In a previous study, from 2019, Lark and his colleagues found that cropland expansion in the United States, mostly for corn and soybeans, has led to increased greenhouse gas emissions, but did not connect that expansion to the RFS.
After the current standard took effect in 2007, the Environmental Protection Agency, which is in charge of running the program, determined that ethanol from corn met the requirement that any renewable fuel under the program had to demonstrate a 20 percent reduction in greenhouse gasses compared to gasoline.
But the following year, researchers published a study in the journal Science projecting that corn ethanol would double greenhouse gas emissions over 30 years because demand for corn would push farmers to plow up more carbon-rich forest and grassland. That study triggered an ongoing debate about ethanol’s carbon benefits.
In the following years, the U.S. Department of Agriculture and researchers at prominent agriculture-focused universities, produced studies showing that corn-based ethanol reduced greenhouse gas emissions by 40 to 45 percent.
In response to the new paper, the Renewable Fuels Association (RFA) pointed to those studies and said: “The claims in this report simply don’t align with reality and the facts on the ground, and the paper reads more like a fantasy novel than a genuine piece of academic literature.”
Tim Searchinger, a researcher at Princeton University who authored the Science study in 2008 projecting the doubling of greenhouse gas emissions over 30 years, said the research the RFA uses to support the climate virtues of ethanol fail to adequately account for land-use change, or it underestimates the carbon emission from converting forests and grasslands to cropland.
“Their numbers are invented out of whole cloth,” Searchinger said.
The RFA points out that cropland for corn has not expanded since the onset of the standard, but the study’s authors say they instead proved the “counterfactual.”

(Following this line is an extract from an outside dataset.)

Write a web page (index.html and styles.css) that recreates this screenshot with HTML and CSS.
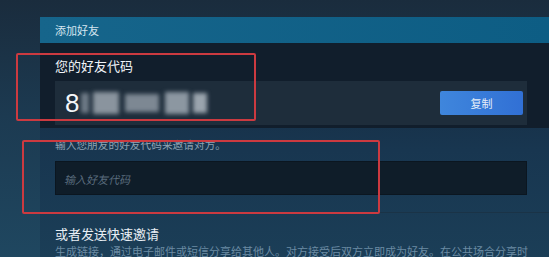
FILE: index.html
```html
<!DOCTYPE html>
<html lang="zh">
<head>
<meta charset="utf-8">
<title>添加好友</title>
<link rel="stylesheet" href="styles.css">
</head>
<body>
<div class="page">
  <div class="panel">
    <div class="header">添加好友</div>
    <div class="code-section">
      <div class="label">您的好友代码</div>
      <div class="code-box">
        <div class="code">
          <span class="digit">8</span>
          <span class="blur b1"></span>
          <span class="blur b2"></span>
          <span class="blur b3"></span>
          <span class="blur b4"></span>
          <span class="blur b5"></span>
        </div>
        <button class="copy">复制</button>
      </div>
    </div>
    <div class="invite-section">
      <div class="desc">输入您朋友的好友代码来邀请对方。</div>
      <div class="input">输入好友代码</div>
    </div>
    <div class="quick-section">
      <div class="quick-title">或者发送快速邀请</div>
      <div class="quick-desc">生成链接，通过电子邮件或短信分享给其他人。对方接受后双方立即成为好友。在公共场合分享时</div>
    </div>
  </div>
  <div class="annot annot-1"></div>
  <div class="annot annot-2"></div>
</div>
</body>
</html>
```

FILE: styles.css
```css
html, body {
  margin: 0;
  padding: 0;
  width: 549px;
  height: 257px;
  overflow: hidden;
  font-family: "Noto Sans CJK SC", "Noto Sans", sans-serif;
}

.page {
  position: relative;
  width: 549px;
  height: 257px;
  background: linear-gradient(180deg, #1a2c3d 0%, #1c3a51 45%, #1f4760 100%);
  padding-top: 17px;
  box-sizing: border-box;
  overflow: hidden;
}

.panel {
  margin-left: 40px;
  width: 509px;
  background: linear-gradient(180deg, #152537 0%, #183650 55%, #1b3e57 100%);
}

.header {
  height: 26px;
  line-height: 26px;
  padding-left: 15px;
  background: linear-gradient(90deg, #16658b 0%, #0d5d84 100%);
  color: #d6e6f0;
  font-size: 11px;
}

.code-section {
  background: #111e2c;
  padding: 13px 22px 3px 15px;
}

.label {
  color: #f0f4f8;
  font-size: 13px;
  line-height: 20px;
  height: 25px;
}

.code-box {
  height: 44px;
  background: #1e2d3b;
  display: flex;
  align-items: center;
  justify-content: space-between;
  padding: 0 4px 0 10px;
}

.code {
  display: flex;
  align-items: center;
}

.digit {
  color: #f4f6f8;
  font-family: "Liberation Sans", sans-serif;
  font-size: 26px;
  line-height: 30px;
  margin-right: 2px;
}

.blur {
  display: inline-block;
  filter: blur(2px);
}
.b1 { width: 8px; height: 20px; background: #6f7b87; margin-right: 4px; }
.b2 { width: 26px; height: 22px; background: #8a949e; margin-right: 6px; }
.b3 { width: 34px; height: 18px; background: #7d8893; margin-right: 6px; }
.b4 { width: 24px; height: 22px; background: #8c97a1; margin-right: 4px; }
.b5 { width: 14px; height: 20px; background: #9aa4ad; }

.copy {
  width: 83px;
  height: 24px;
  border: none;
  border-radius: 2px;
  background: linear-gradient(90deg, #3f86dc 0%, #3170d5 100%);
  color: #e6eef8;
  font-family: "Noto Sans CJK SC", sans-serif;
  font-size: 11px;
  padding: 0;
}

.invite-section {
  padding: 9px 22px 17px 15px;
  border-bottom: 1px solid #1a3347;
}

.desc {
  color: #8ea2b3;
  font-size: 10.7px;
  line-height: 16px;
  height: 24px;
}

.input {
  height: 34px;
  line-height: 34px;
  background: #0f1d29;
  border: 1px solid #0b1620;
  box-sizing: border-box;
  padding-left: 8px;
  color: #5a6c7d;
  font-size: 11px;
  font-style: italic;
}

.quick-section {
  padding: 11px 15px 0 15px;
}

.quick-title {
  color: #e8eef4;
  font-size: 13px;
  line-height: 20px;
}

.quick-desc {
  color: #6b8ba3;
  font-size: 11px;
  line-height: 14px;
  white-space: nowrap;
}

.annot {
  position: absolute;
  border: 2px solid #cc3a40;
  border-radius: 2px;
  box-sizing: border-box;
}

.annot-1 {
  left: 16px;
  top: 53px;
  width: 240px;
  height: 68px;
}

.annot-2 {
  left: 22px;
  top: 140px;
  width: 358px;
  height: 74px;
}
```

“What’s important is what would have happened without the RFS, without this ethanol boom,” Lark said. “Without this policy, there would have been a big decrease in corn.”
The intent of the RFS and RFS2 was for other forms of renewable fuels, especially cellulosic ethanol from plant and wood fiber, to increasingly become part of the fuel mix. But that has yet to happen. Instead, corn has become the backbone of the program.
The Biden administration is set to revamp the “renewable volume obligations”—the percentage of renewable fuels required in the fuel mix under the law—in the coming months. The Senate Committee on Environment and Public Works is scheduled to hold a hearing on the RFS Wednesday.
Aaron Smith, one of the co-authors of the study and a professor of agricultural economics at the University of California, Davis, said they chose to analyze the impacts of the RFS now, in part because of the upcoming reviews and potential changes to the program.
“It was written in the legislation that we should be looking at the environmental impact of the RFS,” Smith said. “And what stood out to us was the carbon impact.”
John Reilly, a co-director emeritus at the MIT Joint Program on the Science and Policy of Global Change and a longtime Department of Agriculture researcher, called the study “impressive work” that will likely trigger yet more debate between environmental groups and the biofuels industry.
“The real supposed benefit of the RFS2 was to spur production of second-generation biofuels from cellulosic material, which was supposed to be much more environmentally beneficial,” Reilly noted. “The regulation is an impressive failure in that regard. If further research verifies the results of this study with respect to corn ethanol, then the RFS2 will have failed spectacularly on two fronts.”